Western right-wing mentality was easily identifiable:

* The primacy of the free market; as against state and civil society (St Market fits better than St Gallen for Gallus the Irish monk);

* The primacy in the market of free companies competing for market share; as opposed to clients-consumers, communities, nature;

* The primacy in the company of free CEOs-chief executive officers, leaders, entrepreneurs, as opposed to workers, even shareholders;

* The supporting role of the state to guarantee these freedoms;

* The supporting role of democracy to produce legitimacy;

* The supporting role of the police to protect CEOs-companies;

* The supporting role of the military to protect free markets;

* The supporting role of religion-culture to produce legitimacy.

Consequence: callousness about suffering at the bottom of companies, societies, the world; turning their back to US killing in support of dictatorships and privatization to limit accountability in the economy.

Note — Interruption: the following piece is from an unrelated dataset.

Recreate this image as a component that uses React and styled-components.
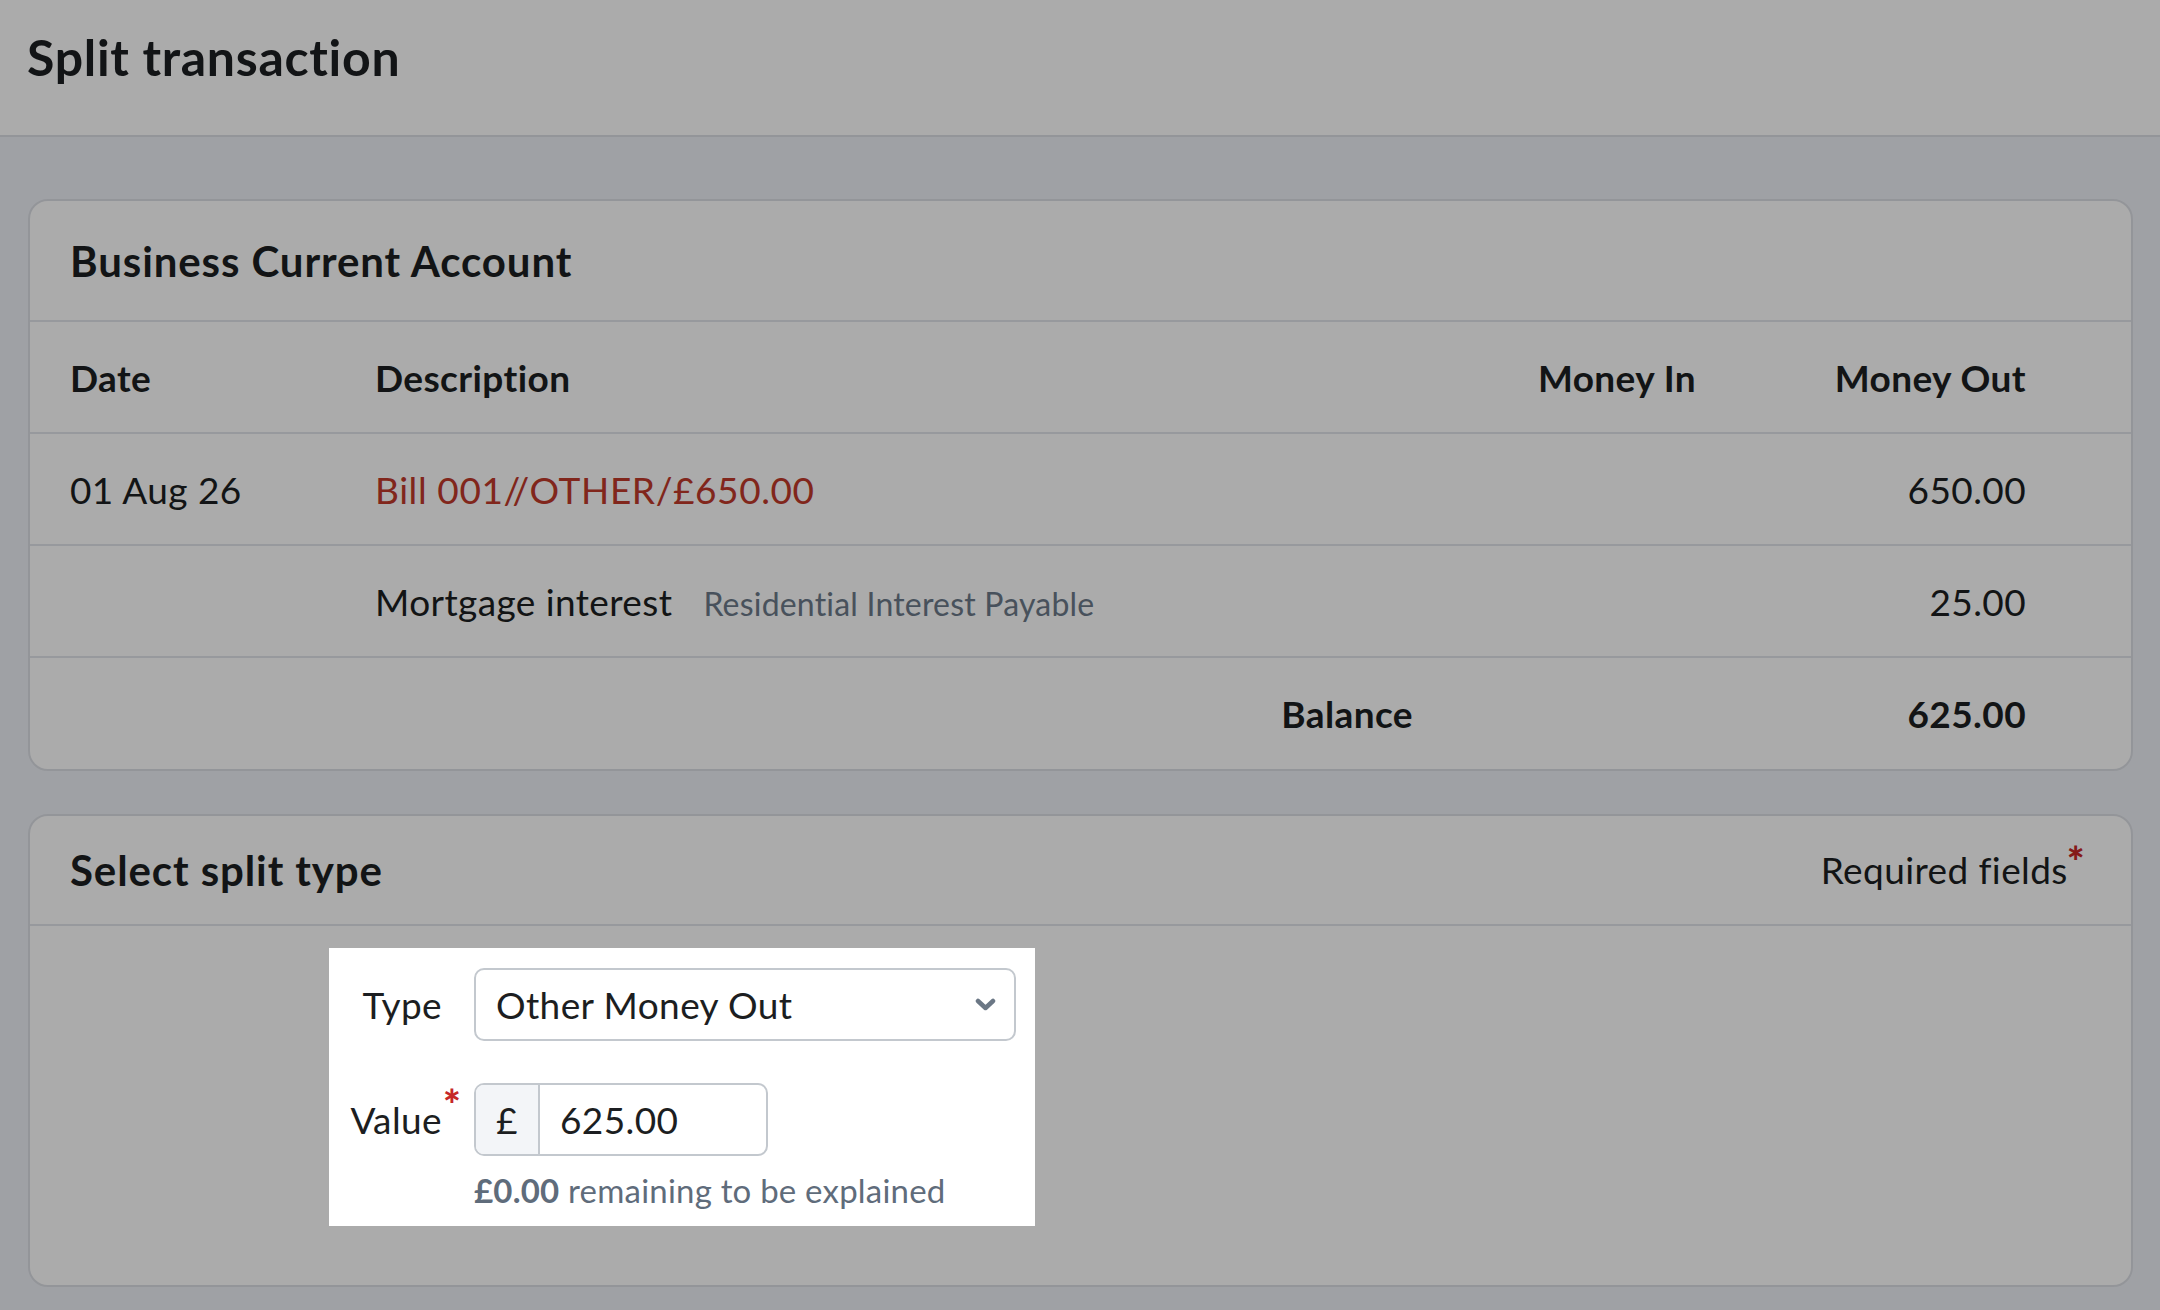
import React from 'react';
import styled, { createGlobalStyle } from 'styled-components';

const GlobalStyle = createGlobalStyle`
  html, body {
    margin: 0;
    background: #eef1f7;
  }
  body {
    font-family: Lato, "Noto Sans", sans-serif;
    color: #1c1e21;
    letter-spacing: 0.4px;
  }
  * {
    box-sizing: border-box;
  }
`;

const PageHeader = styled.header`
  height: 137px;
  padding: 27px 27px 0;
  background: #fff;
  border-bottom: 2px solid #dcdfe5;
`;

const PageTitle = styled.h1`
  margin: 0;
  font-size: 50px;
  line-height: 60px;
  font-weight: 700;
  letter-spacing: 0.7px;
`;

const Main = styled.main`
  display: flex;
  flex-direction: column;
  gap: 43px;
  padding: 62px 27px 23px 28px;
`;

const Card = styled.section`
  background: #fff;
  border: 2px solid #dcdfe5;
  border-radius: 20px;
`;

const CardHeader = styled.div`
  display: flex;
  align-items: center;
  justify-content: space-between;
  height: ${(p) => p.$height}px;
  padding: 0 46px 0 40px;
  border-bottom: 2px solid #e1e4ea;
`;

const CardTitle = styled.h2`
  margin: 0;
  font-size: 42px;
  line-height: 50px;
  font-weight: 700;
  letter-spacing: 0.9px;
`;

const Row = styled.div`
  display: grid;
  grid-template-columns: 305px 1fr 283px 330px;
  align-items: center;
  height: 112px;
  padding: 0 105px 0 40px;
  border-bottom: 2px solid #e1e4ea;
  font-size: 37px;
  font-weight: ${(p) => (p.$bold ? 700 : 400)};

  &:last-child {
    height: 111px;
    border-bottom: none;
  }
`;

const Cell = styled.div`
  text-align: ${(p) => p.$align || 'left'};
  white-space: nowrap;
`;

const Link = styled.a`
  color: #c0392b;
  text-decoration: none;
  letter-spacing: 0.6px;
`;

const Muted = styled.span`
  margin-left: 31px;
  font-size: 32px;
  color: #6c7a89;
  letter-spacing: 0.2px;
`;

const Required = styled.span`
  font-size: 37px;
  line-height: 50px;
  color: #1c1e21;
`;

const Star = styled.span`
  position: relative;
  top: -7px;
  margin-left: -1px;
  color: #c62828;
  font-weight: 900;
  font-size: 42px;
  line-height: 0;
`;

const LabelStar = styled(Star)`
  position: absolute;
  left: calc(100% + 1px);
  top: 0;
  margin-left: 0;
  line-height: 1;
`;

const CardBody = styled.div`
  padding: 22px 0 59px 299px;
`;

const Spotlight = styled.div`
  position: relative;
  z-index: 1;
  width: fit-content;
  display: grid;
  grid-template-columns: 90px 542px;
  column-gap: 32px;
  row-gap: 42px;
  padding: 20px 19px 16px 23px;
  background: #fff;
  box-shadow: 0 0 0 9999px rgba(0, 0, 0, 0.33);
`;

const Label = styled.label`
  position: relative;
  align-self: start;
  height: 73px;
  display: flex;
  align-items: center;
  justify-content: flex-end;
  font-size: 37px;
`;

const Select = styled.div`
  height: 73px;
  display: flex;
  align-items: center;
  justify-content: space-between;
  padding: 0 18px 0 20px;
  border: 2px solid #c3c8ce;
  border-radius: 10px;
  font-size: 37px;
`;

const FieldStack = styled.div`
  display: flex;
  flex-direction: column;
`;

const InputGroup = styled.div`
  width: 294px;
  height: 73px;
  display: flex;
  border: 2px solid #c3c8ce;
  border-radius: 10px;
  overflow: hidden;
  font-size: 37px;
`;

const Prefix = styled.span`
  width: 64px;
  display: flex;
  align-items: center;
  justify-content: center;
  background: #f3f5f8;
  border-right: 2px solid #c3c8ce;
`;

const Value = styled.span`
  display: flex;
  align-items: center;
  padding-left: 20px;
`;

const Hint = styled.p`
  margin: 14px 0 0;
  font-size: 33px;
  line-height: 40px;
  color: #5f6c7b;
  letter-spacing: 0.2px;

  strong {
    font-weight: 700;
  }
`;

const Chevron = () => (
  <svg width="21" height="13" viewBox="0 0 21 13" fill="none">
    <path d="M3 3l7.5 7 7.5-7" stroke="#6b7785" strokeWidth="4.5" strokeLinecap="round" strokeLinejoin="round" />
  </svg>
);

export default function App() {
  return (
    <>
      <GlobalStyle />
      <PageHeader>
        <PageTitle>Split transaction</PageTitle>
      </PageHeader>
      <Main>
        <Card>
          <CardHeader $height={121}>
            <CardTitle>Business Current Account</CardTitle>
          </CardHeader>
          <Row $bold>
            <Cell>Date</Cell>
            <Cell>Description</Cell>
            <Cell $align="right">Money In</Cell>
            <Cell $align="right">Money Out</Cell>
          </Row>
          <Row>
            <Cell>01 Aug 26</Cell>
            <Cell>
              <Link href="#">Bill 001//OTHER/£650.00</Link>
            </Cell>
            <Cell />
            <Cell $align="right">650.00</Cell>
          </Row>
          <Row>
            <Cell />
            <Cell>
              Mortgage interest<Muted>Residential Interest Payable</Muted>
            </Cell>
            <Cell />
            <Cell $align="right">25.00</Cell>
          </Row>
          <Row $bold>
            <Cell />
            <Cell $align="right">Balance</Cell>
            <Cell />
            <Cell $align="right">625.00</Cell>
          </Row>
        </Card>

        <Card>
          <CardHeader $height={110}>
            <CardTitle>Select split type</CardTitle>
            <Required>
              Required fields<Star>*</Star>
            </Required>
          </CardHeader>
          <CardBody>
            <Spotlight>
              <Label>Type</Label>
              <Select>
                <span>Other Money Out</span>
                <Chevron />
              </Select>
              <Label>
                Value<LabelStar>*</LabelStar>
              </Label>
              <FieldStack>
                <InputGroup>
                  <Prefix>£</Prefix>
                  <Value>625.00</Value>
                </InputGroup>
                <Hint>
                  <strong>£0.00</strong> remaining to be explained
                </Hint>
              </FieldStack>
            </Spotlight>
          </CardBody>
        </Card>
      </Main>
    </>
  );
}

This is more than just ideological preference for capitalism.  There is also the cult of the strong individual, the Gründer, entrepreneur and above all leader, with endless explorations of the nature of the magic of leadership.  The leader leads by giving the followers good reasons to follow. This does not exclude dialogue, but the landscape of individuals is not flat.  Leadership talent should be identified at an early age for all walks of life.  But, given the primacy of the market, within the market of the company, and within the company of the leader, the CEO attains a magical aura.  Much is expected, high are the rewards, deep is the fall, golden is the parachute.

“Leaders” in science, arts, religion would agree that they are at their best when free to pursue their lights.  But their pursuits are mainly nonmaterial.  Scarce material goods are not involved; these are for the CEOs.  Their decisions impact on the material livelihood of millions, billions.  And even more so when politics, the police-military, and non-material culture are instrumental to the primacy of the free market.  Thus, human rights can be seen as setting a maximum number of people free to find their place in the market, as producer or consumer, supplier or worker.  Choice of products and choice of political parties is seen as freedom being self-reinforcing.  And the almost unquestioning support of the USA is the support of the major supporter of the free market, also by intervening militarily when states are suspected of not doing so.

This is a right-wing package combining elements from centuries old “capital over state” and “capitalise over workers” ideas, with contemporary geopolitics.  Question: is there a left-wing package?

No.  The left in the West is weakened into a shadow of what it was only a generation ago; segmented, fragmented, marginalized.  Of course there are oppositions to all the nine points above, to wit:

* The primacy of human life, basic needs, life itself, of nature;

* The primacy of civil society–traditional clans, modern NGOs;

* The primacy of joint decision-making, of dialogue and consensus;

* The role of state and capital cooperating to guarantee this;

* The role of democracy as transparency, dialogue and consensus, debate and elections, in family, workplace, local, national, global;

* Increased capacity to handle domestic conflict without police;

* Increased capacity to handle global conflict without military;

* A culture of peace, conflict resolution; more we, less only I.

This is anti-imperialist, and the US-Israeli empires are today the carriers of that economic-political-cultural-military injustice.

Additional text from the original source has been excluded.